In internet cafes, rows of gamers stare at the screens in front of them. In offices, young professionals log on to social networking sites and play interactive games in their breaks.
On subways, commuters concentrate on mobile phone games on tiny screens as their trains move from station to station.
Gaming is big business in China, and online games are the leisure activity of choice for young urbanites.
"I am very busy, and I like to play internet games to relax," says Niu Yao, 22, a student, as he plays a game called World of Warcraft in an east Beijing internet cafe.
"My friends come here to play as well. They're crazy about it," he says.
Last year, China's gaming industry achieved revenues of US$4.8 billion (Dh17.6bn), according to the market research organisation Niko Partners, up 34 per cent on 2009.
This year, a further expansion is expected, with income set to soar 21 per cent to $5.8bn, and analysts expect this figure to almost double by 2015.
As a result, China's share of the global games market is predicted to increase from about 12 per cent now to more than 25 per cent in 2015.
Estimates have put the total number of Chinese online gamers at 300 million, and companies offering online games can record as many as 20 million users at any one time. In total, 477 million Chinese use the internet, according to figures released this year by the country's telecommunications administrator.
In internet cafes, highly complex online fantasy games depicting warriors on horseback, Chinese temples and fearsome birds of prey are popular. Hundreds of people can be involved in the same game simultaneously.
"They're quite a phenomenon because a lot of people don't have high-speed internet access at home, but in the cafes they do. Many kids don't really have a lot of [other] things to play with," says Michael Zhang, an assistant professor and computer industry specialist at the Hong Kong University of Science and Technology.
For the gaming companies, online games often have the advantage that in a country where piracy is rampant, with an estimated 95 per cent of offline games being pirated copies, users must pay even a little to play.
Some online games are free to play but impose small charges for the virtual goods such as the guns the players need. Individual costs are modest, but the number of users is huge.
Others levy a fee according to how long the player is logged on.
"There are deals between the internet cafes and the game developers.
"This creates a very interesting dynamic. Game developers sometimes pay the cafes to install their games," Prof Zhang says.

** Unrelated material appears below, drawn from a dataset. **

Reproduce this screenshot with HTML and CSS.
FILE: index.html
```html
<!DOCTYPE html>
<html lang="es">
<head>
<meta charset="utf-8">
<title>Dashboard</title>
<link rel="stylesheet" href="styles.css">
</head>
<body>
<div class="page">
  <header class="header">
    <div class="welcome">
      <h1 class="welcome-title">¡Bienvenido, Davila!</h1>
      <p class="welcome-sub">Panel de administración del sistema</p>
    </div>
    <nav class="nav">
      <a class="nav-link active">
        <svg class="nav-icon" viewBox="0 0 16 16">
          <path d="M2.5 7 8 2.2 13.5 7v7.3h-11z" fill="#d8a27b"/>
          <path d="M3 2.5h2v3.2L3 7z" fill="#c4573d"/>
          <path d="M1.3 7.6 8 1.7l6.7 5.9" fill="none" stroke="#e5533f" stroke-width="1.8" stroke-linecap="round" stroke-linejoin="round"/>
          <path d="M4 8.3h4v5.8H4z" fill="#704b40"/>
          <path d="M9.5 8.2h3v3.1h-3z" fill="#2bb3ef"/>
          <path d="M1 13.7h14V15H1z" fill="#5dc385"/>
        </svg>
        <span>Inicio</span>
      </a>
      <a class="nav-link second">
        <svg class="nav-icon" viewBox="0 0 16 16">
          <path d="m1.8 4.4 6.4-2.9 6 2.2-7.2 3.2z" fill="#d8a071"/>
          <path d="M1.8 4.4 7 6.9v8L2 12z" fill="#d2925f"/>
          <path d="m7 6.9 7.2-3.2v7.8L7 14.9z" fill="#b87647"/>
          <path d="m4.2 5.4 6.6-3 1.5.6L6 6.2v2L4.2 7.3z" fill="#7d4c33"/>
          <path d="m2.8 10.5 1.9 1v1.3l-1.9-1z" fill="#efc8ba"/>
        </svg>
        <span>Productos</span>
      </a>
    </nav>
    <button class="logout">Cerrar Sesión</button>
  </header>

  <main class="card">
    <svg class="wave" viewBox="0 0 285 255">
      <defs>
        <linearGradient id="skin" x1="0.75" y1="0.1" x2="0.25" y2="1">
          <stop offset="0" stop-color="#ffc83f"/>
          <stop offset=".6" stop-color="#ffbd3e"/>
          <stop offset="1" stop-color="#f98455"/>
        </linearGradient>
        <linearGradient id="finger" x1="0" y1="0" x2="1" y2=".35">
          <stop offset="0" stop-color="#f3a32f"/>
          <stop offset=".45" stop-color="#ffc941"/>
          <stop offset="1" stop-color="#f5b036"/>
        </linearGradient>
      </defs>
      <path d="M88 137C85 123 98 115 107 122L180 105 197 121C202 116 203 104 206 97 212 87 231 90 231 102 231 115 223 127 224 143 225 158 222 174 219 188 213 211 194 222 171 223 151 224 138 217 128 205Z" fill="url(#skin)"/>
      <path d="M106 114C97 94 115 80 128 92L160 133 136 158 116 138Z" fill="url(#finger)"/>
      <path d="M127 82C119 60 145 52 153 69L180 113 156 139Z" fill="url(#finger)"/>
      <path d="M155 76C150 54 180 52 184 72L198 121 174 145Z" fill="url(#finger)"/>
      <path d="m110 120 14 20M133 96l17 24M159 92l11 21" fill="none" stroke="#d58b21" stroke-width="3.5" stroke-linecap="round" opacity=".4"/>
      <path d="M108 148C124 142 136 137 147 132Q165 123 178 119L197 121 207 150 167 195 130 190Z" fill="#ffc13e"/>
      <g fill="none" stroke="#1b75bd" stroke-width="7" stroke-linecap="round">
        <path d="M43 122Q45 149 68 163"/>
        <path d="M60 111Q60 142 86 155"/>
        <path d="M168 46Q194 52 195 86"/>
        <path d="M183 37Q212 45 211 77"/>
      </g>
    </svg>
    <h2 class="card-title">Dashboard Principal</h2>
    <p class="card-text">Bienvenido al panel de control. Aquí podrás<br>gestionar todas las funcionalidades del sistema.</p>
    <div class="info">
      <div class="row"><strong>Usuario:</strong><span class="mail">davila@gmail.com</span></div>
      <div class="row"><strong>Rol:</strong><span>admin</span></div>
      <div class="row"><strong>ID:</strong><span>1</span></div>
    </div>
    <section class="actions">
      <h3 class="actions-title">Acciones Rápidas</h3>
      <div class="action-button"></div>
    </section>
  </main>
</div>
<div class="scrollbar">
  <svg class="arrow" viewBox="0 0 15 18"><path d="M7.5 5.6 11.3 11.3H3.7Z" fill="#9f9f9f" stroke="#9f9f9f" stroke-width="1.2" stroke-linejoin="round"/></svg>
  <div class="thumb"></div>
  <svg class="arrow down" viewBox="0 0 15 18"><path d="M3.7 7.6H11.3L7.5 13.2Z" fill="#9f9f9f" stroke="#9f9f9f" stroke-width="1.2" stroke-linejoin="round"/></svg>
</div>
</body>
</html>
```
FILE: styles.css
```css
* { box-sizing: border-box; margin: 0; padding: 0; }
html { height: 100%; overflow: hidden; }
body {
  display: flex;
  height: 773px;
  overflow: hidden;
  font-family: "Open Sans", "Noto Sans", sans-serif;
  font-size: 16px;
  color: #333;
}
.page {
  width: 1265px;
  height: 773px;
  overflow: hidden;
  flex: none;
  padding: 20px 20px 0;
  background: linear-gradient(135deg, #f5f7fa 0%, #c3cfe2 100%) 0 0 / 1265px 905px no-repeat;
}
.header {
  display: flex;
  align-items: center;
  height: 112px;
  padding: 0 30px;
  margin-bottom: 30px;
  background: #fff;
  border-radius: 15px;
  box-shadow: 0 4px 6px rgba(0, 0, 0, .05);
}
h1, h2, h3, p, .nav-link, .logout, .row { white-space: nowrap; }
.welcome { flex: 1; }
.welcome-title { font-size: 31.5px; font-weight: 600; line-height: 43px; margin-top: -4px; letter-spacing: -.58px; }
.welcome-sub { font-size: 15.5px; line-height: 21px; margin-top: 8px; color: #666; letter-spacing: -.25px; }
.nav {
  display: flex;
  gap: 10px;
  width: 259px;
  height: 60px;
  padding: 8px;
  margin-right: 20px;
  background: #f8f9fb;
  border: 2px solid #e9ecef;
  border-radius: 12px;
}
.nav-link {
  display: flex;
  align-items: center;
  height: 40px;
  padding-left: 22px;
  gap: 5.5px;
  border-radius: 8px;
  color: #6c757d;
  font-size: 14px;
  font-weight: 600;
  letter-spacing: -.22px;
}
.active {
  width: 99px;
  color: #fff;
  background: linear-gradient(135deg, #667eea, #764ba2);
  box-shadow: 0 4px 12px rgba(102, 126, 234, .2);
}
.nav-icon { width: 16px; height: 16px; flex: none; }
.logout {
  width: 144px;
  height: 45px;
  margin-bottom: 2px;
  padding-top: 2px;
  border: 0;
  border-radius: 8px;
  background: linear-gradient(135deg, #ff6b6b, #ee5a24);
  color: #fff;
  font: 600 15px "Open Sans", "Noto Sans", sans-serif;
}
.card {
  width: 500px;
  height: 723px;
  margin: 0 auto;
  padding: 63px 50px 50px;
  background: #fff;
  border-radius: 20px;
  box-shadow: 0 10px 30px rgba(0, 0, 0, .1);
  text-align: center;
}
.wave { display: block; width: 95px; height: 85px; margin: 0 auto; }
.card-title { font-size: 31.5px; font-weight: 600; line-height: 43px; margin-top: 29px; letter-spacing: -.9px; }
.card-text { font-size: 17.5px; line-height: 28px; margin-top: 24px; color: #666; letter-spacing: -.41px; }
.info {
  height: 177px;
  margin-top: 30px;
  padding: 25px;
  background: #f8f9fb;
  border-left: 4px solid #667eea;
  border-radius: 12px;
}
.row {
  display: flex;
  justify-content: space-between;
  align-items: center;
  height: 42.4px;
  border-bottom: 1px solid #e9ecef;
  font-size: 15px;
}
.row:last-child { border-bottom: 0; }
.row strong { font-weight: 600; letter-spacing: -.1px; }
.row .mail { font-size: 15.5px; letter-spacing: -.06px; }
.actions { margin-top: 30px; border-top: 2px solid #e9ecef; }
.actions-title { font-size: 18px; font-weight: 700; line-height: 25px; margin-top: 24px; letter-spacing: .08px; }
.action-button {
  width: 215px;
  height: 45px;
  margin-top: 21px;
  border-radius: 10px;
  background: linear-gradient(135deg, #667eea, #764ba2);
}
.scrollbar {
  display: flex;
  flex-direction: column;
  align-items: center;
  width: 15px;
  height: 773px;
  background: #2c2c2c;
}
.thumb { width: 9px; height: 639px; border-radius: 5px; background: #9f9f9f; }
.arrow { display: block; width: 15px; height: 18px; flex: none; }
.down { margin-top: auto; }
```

Analysts such as Niko Partners have said that while the multiplayer online games that are popular at internet cafes will continue to grow, real expansion is taking place with games linked to social networking sites.

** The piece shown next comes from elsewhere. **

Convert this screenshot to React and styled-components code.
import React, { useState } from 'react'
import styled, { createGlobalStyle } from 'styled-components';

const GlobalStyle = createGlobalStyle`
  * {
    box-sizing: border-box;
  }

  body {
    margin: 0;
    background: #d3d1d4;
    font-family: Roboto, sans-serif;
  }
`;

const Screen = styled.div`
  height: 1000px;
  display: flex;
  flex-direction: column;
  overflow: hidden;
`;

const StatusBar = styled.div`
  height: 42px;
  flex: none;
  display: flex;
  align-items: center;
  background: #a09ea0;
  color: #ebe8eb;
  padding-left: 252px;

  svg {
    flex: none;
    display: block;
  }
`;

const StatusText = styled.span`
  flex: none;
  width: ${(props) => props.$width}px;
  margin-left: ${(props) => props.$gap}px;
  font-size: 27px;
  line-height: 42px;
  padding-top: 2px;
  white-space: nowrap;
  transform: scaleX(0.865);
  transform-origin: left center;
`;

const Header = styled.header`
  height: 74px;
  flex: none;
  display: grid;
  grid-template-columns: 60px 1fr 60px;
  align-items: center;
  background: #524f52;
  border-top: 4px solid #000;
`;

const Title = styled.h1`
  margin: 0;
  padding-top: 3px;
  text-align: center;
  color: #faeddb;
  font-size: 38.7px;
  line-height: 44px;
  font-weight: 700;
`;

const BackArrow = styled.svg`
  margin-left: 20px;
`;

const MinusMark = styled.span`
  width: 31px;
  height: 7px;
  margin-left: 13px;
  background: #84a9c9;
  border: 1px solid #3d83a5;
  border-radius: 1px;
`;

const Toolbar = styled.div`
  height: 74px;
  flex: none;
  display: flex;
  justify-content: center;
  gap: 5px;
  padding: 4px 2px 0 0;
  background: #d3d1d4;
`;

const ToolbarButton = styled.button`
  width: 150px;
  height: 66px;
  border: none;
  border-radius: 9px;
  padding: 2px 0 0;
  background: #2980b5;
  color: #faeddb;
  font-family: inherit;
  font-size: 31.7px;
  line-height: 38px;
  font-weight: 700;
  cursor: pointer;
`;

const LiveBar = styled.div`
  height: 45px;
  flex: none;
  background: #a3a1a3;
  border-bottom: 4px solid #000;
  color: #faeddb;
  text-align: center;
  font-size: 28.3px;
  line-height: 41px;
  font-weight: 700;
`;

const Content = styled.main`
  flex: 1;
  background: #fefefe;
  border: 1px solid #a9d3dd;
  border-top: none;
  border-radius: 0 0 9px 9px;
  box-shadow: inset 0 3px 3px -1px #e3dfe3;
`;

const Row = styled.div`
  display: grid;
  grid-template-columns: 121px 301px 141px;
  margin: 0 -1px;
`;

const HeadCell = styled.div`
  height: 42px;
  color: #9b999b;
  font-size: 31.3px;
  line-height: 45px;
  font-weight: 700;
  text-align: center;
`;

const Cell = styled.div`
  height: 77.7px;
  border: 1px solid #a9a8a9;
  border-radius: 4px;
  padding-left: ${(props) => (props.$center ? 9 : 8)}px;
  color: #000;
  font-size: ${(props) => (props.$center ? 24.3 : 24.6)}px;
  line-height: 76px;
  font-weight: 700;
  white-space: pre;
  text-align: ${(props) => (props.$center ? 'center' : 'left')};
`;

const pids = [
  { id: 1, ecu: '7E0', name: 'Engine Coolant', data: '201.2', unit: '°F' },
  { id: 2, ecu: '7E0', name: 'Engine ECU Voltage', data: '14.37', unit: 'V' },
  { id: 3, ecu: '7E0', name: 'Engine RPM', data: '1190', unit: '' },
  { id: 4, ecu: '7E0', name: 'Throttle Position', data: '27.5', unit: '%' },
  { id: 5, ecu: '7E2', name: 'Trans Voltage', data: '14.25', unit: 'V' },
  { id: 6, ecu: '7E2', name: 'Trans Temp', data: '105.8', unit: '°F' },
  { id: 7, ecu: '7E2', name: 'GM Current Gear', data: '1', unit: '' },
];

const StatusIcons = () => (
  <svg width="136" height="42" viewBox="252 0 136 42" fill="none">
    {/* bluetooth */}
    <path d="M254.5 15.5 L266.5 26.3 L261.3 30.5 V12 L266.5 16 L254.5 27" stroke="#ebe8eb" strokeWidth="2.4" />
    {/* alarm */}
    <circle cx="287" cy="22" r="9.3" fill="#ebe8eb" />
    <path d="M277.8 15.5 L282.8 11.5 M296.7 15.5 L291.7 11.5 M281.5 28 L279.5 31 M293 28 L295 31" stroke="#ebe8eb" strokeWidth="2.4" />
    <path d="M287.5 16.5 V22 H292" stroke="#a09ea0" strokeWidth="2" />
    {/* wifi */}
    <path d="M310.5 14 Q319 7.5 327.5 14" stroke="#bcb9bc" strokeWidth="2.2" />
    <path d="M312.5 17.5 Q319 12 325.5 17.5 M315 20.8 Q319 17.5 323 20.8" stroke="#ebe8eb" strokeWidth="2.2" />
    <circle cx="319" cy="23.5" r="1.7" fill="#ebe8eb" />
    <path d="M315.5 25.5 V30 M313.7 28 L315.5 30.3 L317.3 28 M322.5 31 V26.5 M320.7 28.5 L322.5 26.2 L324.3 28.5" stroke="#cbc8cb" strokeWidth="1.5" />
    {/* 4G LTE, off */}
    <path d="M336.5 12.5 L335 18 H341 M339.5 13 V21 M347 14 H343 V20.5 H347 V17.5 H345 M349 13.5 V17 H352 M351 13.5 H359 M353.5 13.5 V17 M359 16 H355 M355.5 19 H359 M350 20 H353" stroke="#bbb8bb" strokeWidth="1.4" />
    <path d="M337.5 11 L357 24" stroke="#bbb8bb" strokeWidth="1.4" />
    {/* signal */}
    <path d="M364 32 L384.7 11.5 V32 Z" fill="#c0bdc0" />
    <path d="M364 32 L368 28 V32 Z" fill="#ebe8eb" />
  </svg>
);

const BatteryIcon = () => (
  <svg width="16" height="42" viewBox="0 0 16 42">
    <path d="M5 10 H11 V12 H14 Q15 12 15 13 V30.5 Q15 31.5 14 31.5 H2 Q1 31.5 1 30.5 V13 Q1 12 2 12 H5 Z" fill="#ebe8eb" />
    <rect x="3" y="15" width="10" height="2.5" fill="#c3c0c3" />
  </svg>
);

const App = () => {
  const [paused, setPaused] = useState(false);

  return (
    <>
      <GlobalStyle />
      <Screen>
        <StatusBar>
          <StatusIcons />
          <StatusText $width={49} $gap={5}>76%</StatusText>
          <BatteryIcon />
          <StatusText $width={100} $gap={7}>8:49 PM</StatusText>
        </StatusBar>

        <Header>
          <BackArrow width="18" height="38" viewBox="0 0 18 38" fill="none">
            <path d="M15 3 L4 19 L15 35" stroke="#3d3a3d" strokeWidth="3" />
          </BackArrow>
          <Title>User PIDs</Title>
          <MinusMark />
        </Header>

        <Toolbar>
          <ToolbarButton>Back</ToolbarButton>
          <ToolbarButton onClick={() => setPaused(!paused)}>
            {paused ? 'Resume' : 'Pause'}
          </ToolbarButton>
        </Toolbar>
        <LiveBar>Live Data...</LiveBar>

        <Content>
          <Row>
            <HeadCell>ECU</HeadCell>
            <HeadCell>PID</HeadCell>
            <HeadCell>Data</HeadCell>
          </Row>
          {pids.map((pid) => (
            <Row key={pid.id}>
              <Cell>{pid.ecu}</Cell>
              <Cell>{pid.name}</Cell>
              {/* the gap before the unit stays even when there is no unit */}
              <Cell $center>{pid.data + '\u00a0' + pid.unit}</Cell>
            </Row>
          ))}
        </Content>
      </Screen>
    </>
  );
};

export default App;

Many of these are played by young professionals, in contrast to the multiplayer games at internet cafes, which are more popular with students.

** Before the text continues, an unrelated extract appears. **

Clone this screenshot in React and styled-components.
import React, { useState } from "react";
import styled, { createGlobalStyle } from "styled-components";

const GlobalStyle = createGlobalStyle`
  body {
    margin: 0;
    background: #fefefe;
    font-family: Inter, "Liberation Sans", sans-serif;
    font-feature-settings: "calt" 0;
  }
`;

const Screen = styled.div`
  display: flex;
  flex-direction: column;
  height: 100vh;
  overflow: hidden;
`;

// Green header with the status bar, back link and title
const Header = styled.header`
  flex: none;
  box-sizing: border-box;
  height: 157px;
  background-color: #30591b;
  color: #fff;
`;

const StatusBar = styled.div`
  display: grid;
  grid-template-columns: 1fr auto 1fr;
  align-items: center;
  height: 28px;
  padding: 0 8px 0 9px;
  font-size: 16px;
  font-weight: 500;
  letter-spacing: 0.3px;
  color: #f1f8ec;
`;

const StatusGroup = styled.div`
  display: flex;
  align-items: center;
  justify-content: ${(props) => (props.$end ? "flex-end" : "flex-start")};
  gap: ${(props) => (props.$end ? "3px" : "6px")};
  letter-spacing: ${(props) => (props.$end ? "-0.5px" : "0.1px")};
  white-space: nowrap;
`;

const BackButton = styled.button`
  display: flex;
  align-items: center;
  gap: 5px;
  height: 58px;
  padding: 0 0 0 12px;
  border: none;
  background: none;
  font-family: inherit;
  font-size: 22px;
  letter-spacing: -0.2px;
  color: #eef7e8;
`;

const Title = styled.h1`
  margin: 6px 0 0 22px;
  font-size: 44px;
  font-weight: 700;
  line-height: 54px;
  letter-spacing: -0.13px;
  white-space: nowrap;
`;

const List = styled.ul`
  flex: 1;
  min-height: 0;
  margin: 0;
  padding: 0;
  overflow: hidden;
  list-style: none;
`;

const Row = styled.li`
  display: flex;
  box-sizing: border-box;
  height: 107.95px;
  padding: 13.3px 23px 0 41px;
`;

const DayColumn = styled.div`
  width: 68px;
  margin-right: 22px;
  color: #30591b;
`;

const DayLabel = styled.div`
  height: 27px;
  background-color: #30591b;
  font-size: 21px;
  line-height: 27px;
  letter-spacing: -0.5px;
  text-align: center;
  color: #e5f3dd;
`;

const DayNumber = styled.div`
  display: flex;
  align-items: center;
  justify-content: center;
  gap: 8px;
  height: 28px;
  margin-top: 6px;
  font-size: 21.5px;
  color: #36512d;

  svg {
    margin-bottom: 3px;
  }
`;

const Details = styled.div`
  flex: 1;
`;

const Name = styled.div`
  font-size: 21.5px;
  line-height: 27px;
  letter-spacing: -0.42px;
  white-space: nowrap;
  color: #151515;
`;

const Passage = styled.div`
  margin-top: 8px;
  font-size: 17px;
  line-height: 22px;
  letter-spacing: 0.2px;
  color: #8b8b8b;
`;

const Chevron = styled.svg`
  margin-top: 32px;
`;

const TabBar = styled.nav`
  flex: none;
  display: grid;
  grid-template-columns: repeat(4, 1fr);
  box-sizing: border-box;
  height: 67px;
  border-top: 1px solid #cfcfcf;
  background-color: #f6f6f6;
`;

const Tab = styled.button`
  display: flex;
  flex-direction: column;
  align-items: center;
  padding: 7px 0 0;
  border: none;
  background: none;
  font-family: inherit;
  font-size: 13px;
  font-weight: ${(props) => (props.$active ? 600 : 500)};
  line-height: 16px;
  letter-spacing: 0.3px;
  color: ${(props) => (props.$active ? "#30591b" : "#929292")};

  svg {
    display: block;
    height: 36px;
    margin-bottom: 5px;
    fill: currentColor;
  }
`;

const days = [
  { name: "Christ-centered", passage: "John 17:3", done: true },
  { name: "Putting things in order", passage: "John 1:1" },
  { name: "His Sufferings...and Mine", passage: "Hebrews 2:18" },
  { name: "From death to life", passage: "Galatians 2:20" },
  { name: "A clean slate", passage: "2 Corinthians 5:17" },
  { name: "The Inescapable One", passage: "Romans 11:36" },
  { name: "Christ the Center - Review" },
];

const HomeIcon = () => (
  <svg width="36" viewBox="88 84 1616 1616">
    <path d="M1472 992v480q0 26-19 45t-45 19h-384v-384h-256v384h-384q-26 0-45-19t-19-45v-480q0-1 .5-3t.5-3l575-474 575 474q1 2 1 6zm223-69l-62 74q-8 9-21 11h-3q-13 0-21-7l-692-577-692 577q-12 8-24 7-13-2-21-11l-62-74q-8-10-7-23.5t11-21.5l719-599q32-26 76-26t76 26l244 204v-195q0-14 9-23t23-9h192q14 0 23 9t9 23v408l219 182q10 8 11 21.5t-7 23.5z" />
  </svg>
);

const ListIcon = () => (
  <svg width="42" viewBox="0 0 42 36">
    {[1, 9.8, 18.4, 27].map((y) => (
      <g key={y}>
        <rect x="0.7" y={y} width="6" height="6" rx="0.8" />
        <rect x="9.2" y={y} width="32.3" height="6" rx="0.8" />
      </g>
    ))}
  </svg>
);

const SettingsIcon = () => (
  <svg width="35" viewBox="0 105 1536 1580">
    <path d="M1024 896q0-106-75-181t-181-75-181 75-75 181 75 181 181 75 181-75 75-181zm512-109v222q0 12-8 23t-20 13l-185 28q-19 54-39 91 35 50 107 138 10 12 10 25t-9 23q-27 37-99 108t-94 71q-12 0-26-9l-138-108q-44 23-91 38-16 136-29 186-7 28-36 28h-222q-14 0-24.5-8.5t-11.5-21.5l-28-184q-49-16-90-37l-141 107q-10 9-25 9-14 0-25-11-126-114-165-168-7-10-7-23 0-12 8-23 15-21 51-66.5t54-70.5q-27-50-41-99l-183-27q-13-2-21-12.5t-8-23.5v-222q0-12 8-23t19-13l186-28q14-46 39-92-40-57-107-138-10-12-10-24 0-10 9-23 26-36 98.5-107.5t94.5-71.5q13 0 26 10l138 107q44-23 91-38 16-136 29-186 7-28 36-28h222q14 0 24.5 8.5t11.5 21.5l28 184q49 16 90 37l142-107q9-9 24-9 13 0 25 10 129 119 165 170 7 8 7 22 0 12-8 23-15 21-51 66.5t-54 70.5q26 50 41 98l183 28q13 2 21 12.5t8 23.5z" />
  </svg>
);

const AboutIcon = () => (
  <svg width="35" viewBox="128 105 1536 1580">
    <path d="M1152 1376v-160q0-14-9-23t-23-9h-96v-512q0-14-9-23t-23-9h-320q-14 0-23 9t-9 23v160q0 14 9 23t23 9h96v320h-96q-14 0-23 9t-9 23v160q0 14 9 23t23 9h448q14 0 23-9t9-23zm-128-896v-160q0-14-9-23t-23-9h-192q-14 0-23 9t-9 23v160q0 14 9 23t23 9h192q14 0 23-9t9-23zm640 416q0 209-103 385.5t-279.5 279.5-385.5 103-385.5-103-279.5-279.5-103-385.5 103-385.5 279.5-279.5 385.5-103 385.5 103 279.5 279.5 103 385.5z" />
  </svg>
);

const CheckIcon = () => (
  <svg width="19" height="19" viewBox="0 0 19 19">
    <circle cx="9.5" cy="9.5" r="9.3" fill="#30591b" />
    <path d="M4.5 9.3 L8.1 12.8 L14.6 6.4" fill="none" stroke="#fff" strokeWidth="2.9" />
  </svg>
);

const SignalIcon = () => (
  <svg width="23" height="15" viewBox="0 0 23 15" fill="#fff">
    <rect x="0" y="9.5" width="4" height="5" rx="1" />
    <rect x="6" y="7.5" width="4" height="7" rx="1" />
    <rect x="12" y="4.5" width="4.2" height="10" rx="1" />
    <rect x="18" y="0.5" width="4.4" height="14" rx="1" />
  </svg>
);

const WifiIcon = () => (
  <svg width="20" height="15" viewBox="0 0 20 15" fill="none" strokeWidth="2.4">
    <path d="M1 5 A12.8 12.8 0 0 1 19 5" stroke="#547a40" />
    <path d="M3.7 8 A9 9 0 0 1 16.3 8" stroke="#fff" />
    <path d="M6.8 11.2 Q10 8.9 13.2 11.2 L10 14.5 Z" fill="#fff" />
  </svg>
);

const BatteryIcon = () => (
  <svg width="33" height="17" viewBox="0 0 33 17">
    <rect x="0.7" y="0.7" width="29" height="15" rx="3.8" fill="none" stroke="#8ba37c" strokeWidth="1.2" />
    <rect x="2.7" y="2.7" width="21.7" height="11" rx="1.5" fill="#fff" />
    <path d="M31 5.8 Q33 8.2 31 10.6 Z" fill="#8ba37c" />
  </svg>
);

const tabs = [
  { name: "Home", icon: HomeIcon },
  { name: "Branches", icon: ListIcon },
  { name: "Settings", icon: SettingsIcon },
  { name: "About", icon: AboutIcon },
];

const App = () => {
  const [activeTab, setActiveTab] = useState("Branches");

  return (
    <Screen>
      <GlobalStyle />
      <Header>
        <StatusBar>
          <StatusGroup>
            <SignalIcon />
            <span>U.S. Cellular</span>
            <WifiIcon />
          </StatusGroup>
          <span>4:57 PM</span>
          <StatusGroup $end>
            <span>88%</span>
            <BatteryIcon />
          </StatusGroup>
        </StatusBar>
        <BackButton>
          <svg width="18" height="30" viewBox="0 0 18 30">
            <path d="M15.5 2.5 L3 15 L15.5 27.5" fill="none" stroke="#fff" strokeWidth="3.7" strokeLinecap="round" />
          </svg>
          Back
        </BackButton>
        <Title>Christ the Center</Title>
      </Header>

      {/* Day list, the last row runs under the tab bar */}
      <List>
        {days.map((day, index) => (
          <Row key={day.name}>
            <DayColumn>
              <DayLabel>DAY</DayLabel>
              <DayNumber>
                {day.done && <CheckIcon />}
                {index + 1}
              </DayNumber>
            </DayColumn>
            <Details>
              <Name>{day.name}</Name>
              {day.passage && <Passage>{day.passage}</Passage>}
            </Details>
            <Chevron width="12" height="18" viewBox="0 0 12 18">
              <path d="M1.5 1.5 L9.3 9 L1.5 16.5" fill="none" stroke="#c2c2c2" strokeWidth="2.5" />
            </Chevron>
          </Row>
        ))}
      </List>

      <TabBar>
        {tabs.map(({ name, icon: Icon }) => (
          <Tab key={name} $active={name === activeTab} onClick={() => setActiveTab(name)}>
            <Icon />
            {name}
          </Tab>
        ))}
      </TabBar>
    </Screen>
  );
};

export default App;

"When they're at work, sometimes it's very easy for them to play [social networking site games]," Prof Zhang says.
"You just need a few minutes. Everyone in the office has access to the internet. When you need a break, you can easily play web games."
No wonder then that Tencent, which runs the wildly popular QQ instant messaging site - it is reported to have more than 800 million active accounts - is said to have as many as 20 million game users at any one time.
This kind of success, partly fuelled by the restrictions in China on foreign social networking sites such as Facebook, has allowed Tencent to fund major overseas transactions, such as its acquisition in February of a majority stake in the US company Riot Games for $400 million.
"In the long-run, there will be more and more game developers entering the market. If you look at entrepreneurship, some game developers became very popular in the short term," Prof Zhang says.
He cites as an example Kaixin001.com, another social networking site with a strong focus on games.
"It just developed its games from Facebook, but the exponential growth is amazing. It's got venture capital and it's moving to an IPO," he says.
Just as Chinese games companies are targeting overseas markets through acquisitions and by tailoring their games to foreign platforms, so games from abroad, especially other parts of East Asia, have become popular in China.
Significant growth is also expected in China from a field that so far has yet to catch on in a big way: online mobile phone games.
"Most people in China have a cellphone, but not all the cellphones are [internet] connected," Prof Zhang says.
"A lot of the cellphone games are offline. In the future, as the price goes down, [more] people will have access to play social network games. In that sense, mobile phone games will be converging on web games."
While games consoles from companies such as Nintendo and Sony have generated frenzied interest in overseas markets, they have largely been banned in China.
Despite this, Lenovo, a PC maker based in Beijing, is launching through its subsidiary Eedoo a games console called the iSec. Its release has been delayed, and reports last month suggested that a launch this month or next month was likely.
The company is said to have negotiated with the authorities to ensure that the device can be released. Yet commercial rather than regulatory factors may be the biggest stumbling block.
"It's very difficult for new entries [in the consoles market]. Only the currently successful companies can survive," Prof Zhang says.
Consoles are likely to remain peripheral in China in any case, with the modest pricing of online games likely to mean they remain popular.
"These games are a lot of fun," says Gao Jing, 27, a female engineering student playing World of Warcraft at an internet cafe. She says she spends four to five hours a day gaming.
"They are a very interesting way to spend your spare time."